As one enters the place, they are greeted by the waiters and brought to their seats. The colorful but cozy atmosphere of the restaurant suits their target customers. A wall on the front dominates any other work and is a painting of a truck driver in traditional Pakistani village wear with the turban and truck art. The wall on the right is full of frames that comprises of several different puns that relate to any modern South Asian person. A street sign and street light add to the concept of a ‘truck stop’. Furniture such as bright yellow couches with sleek black or white tables and contemporary black chairs makes the restaurant stand out against all the other South Asian restaurants where one is greeted with greasy white floors and no colour. The furniture is very comfortable to sit on and thus targets a higher paying audience. The lighting on top of the couches is very contemporary which shows the modern side of the theme. There is a darker corner off to the side of the right wall which has bright neon lights that make more puns with Urdu language lettering, and is meant for a friend group rather than family.

The paper menu is then offered on a wooden clip board, which emphasize the very common object in Pakistani truck stops and it represents the lack of resources in such areas, which makes the interpretant to be very cheap. Laari adda has taken this concept have tried to manipulate it and fix it into today’s society by making it more modern and giving it a chic look. Pakistan, also known as the Islamic republic of Pakistan, is a Mulsim country and therefore the food at the Pakistan restaurant does not consist of Pigs meat as it is not ‘Halal’ and it symbolizes the ‘Haram’, which means ‘forbidden’.

Danesi (2004) has researched that, “Symbolism is the reason why the meat of certain animals is not eaten by the people of certain cultures”. This is also the reason why the menu will also lack alcohol, as alcohol signifies ‘Haram’ in Islamic religion.

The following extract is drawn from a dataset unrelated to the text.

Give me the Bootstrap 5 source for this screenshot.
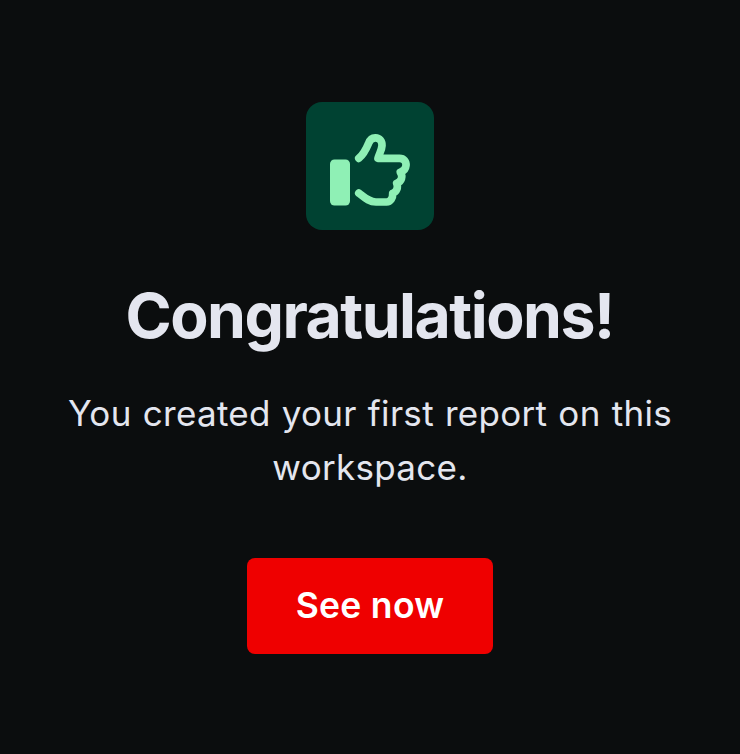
<!DOCTYPE html>
<html lang="en">
<head>
<meta charset="utf-8">
<meta name="viewport" content="width=device-width, initial-scale=1">
<title>Congratulations</title>
<link href="https://cdn.jsdelivr.net/npm/bootstrap@5.3.0/dist/css/bootstrap.min.css" rel="stylesheet">
<style>
body{background:#0b0d0e;color:#e4e6ef;font-family:Inter,sans-serif;height:754px;padding-top:102px;overflow:hidden}
.thumb-tile{width:128px;height:128px;border-radius:16px;background:#004232;color:#8ff0b5}
.headline{font-size:62.5px;line-height:80px;font-weight:700;letter-spacing:-1.5px;margin:45px 0 0;padding-right:1px;color:#e4e6ef;white-space:nowrap}
.message{font-size:35px;line-height:54px;letter-spacing:.3px;word-spacing:.9px;margin:31px 0 0;color:#e4e6ef}
.btn-see{--bs-btn-bg:#ef0000;--bs-btn-color:#fff;--bs-btn-hover-bg:#d80000;--bs-btn-hover-color:#fff;width:246px;height:96px;border:0;border-radius:8px;padding:0;font-size:35.5px;font-weight:600;letter-spacing:.3px;margin-top:64px}
</style>
</head>
<body>
<main class="d-flex flex-column align-items-center text-center">
<div class="thumb-tile">
<svg class="d-block" width="128" height="128" viewBox="0 0 128 128" aria-hidden="true">
<rect x="24" y="57.500" width="20" height="46" rx="4.500" fill="currentColor"/>
<path d="M52.800 56.300C57.500 52.500 60 47.500 62.500 41.500C64 37.500 66.500 35.800 69.500 35.900C73.500 36 76.200 39 76 43.500C75.800 48 73.500 51 72 56.300H93.500C98 56.300 100.300 59.500 100 63.500C99.700 67 97.500 69.300 94.300 70.200C97.300 74.500 95.500 79.500 90.700 81.300C92.500 85.500 90.500 90 86.700 91.300C87 96 84.500 100 80.500 100H70C62.500 100 58 95 52.800 91.100" fill="none" stroke="currentColor" stroke-width="7.700" stroke-linecap="round" stroke-linejoin="round"/>
</svg>
</div>
<h1 class="headline">Congratulations!</h1>
<p class="message">You created your first report on this<br>workspace.</p>
<button type="button" class="btn btn-see">See now</button>
</main>
<script src="https://cdn.jsdelivr.net/npm/bootstrap@5.3.0/dist/js/bootstrap.bundle.min.js"></script>
</body>
</html>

The menu has different sections to it, more common are shareables and drinks but sections like ‘buns and rolls’ and ‘cholay chaat’ signify the culture of truck stops as these are common street food names. The owners of the place have tried to keep the place modern with dishes like ‘nutella paratha’ and ‘fries’ but have also added true traditional dishes that are more in line with the restaurants theme like ‘chaat papri’ and ‘bun kebab’. Common foods in today’s world like Nutella and fries represent the newer generation and the modernity that it implies on certain cultures. Small items in the menu like ‘gola ganda’ priced at $5 is expensive, certainly for something that is only shaved ice flavored with syrup. Therefore, this menu is targeted towards a higher paying customer. As the order arrives, the food is served on wooden trays, earthenware bowls and metal pots that are important signifiers of the Pakistani culture. The food is rich in taste and loaded with a lot of meat which is an important factor in Pakistani cuisine. The drinks like “lassi’ and ‘mango shake’ are a big part of the truck eatery stops and are a must to go with the theme.

The restaurant is quite pricey for a group of people and charge 15% gratuity for the service. Thus, as Danesi (2004) has also stated, “The semiotic investigation of food brings out how nature and culture intersect constantly in human life”.